Home Marketing Food Security and Sustainability: Investment and Financing along Agro-Food Chains
Food Security, Intra-Householder Processes and Access to Credit
It is known that access to credit has a direct impact on vulnerable householders’ income. However, what is less known is whether it is a potent means to increasing food security. Zeller and Sharma (1998) found that in the majority of country studies undertaken “there was a significant and sizeable importance on access on income and household food security” (Zeller 1999, p. 3). The concept of the poor paradigm is well documented; although it is mainly considered in the context of poverty, in a sense it considers vulnerable people with low income and consumption per capita. The social justice theory criticizes this by suggesting other parameters for consideration such as Sen’s capabilities approach. We suggest considering the poor paradigm from a food security perspective. This perspective considers ownership factors such as ownership over human resources and allocation of labour (Maxwell 1995).
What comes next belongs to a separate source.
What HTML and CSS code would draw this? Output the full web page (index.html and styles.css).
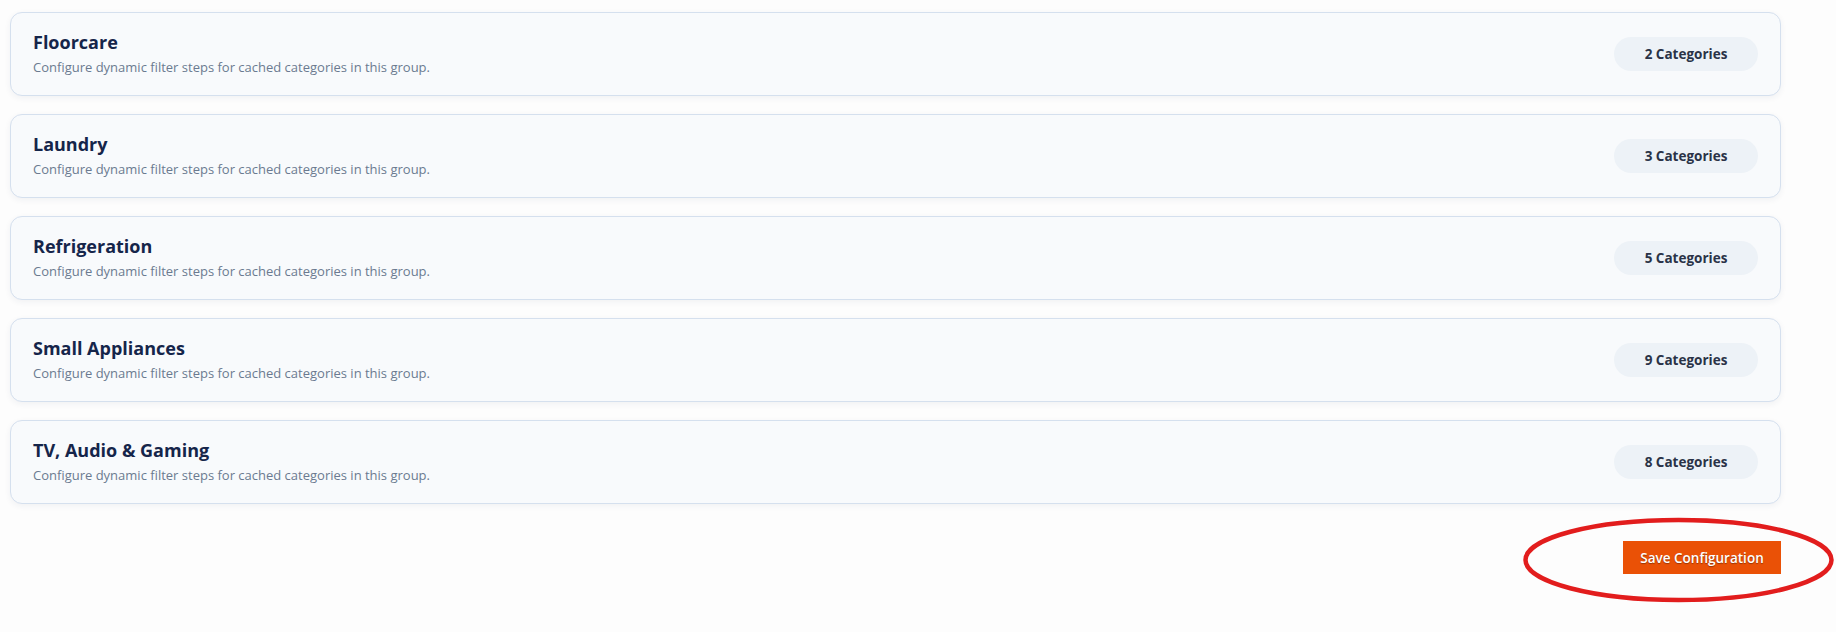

Studies by Guyer and Peters (1987) and Folbre (1986) suggest that intra-household processes should also be examined to understand the forces driving urban farming and in turn food security. The processes are not individual but are dependent on the distribution and allocation of resources and responsibilities between household members including gender roles within the processes. To this extent intra-household dynamics involves not only economic considerations but also socio-economic and institutional ones. There has been significant research considering the relationship between intra-household dynamics and food security (e.g., Behrman 1988a; b; Rosenzweig and Wolpin 1988; Pitt et al. 1990; Thomas 1990, 1991; Behrman and Deolalikar 1990) evidencing the link between householder income, resource allocation, food security and householder health. What is not included in this relational equation is the access to credit ability.
There have been studies indicating gender access to credit and health status. For example Pitt et al. (2003) observed that women’s (more so than men’s) household bargaining power and therefore better access to micro-credit in rural Bangladesh showed a significant improvement in children’s health outcomes.
The three-way relationship between intra-household processes, food security and credit access can be determined in three ways: actual borrowing uptake, membership in credit programmes and the credit limit (i.e., the maximum available for borrowing). The first two factors are voluntary and deemed endogenous (David and Meyer 1980). It may well be that parents who are proactive in managing health and food security might avail themselves of the loans and also the loan may not always be taken to the full limit. The food insecurity perspective of vulnerability has been largely explained through various lenses such as the poverty lens (Sen 1981), where access to food is limited or householders do not have bank accounts (Demirguc-Kunt et al. 2015); the socio-cultural lens, where accessibility may be restricted for reasons other than need such as castes and religion (Scully 2004); the property ownership lens, where there is no asset ownership or there is discrimination in the labour market (World Bank 2008); and the gender lens, where there are considerations of inequality (Holmes and Jones 2009). Such vulnerability and household consumption shocks are seen to create large fluctuations in income.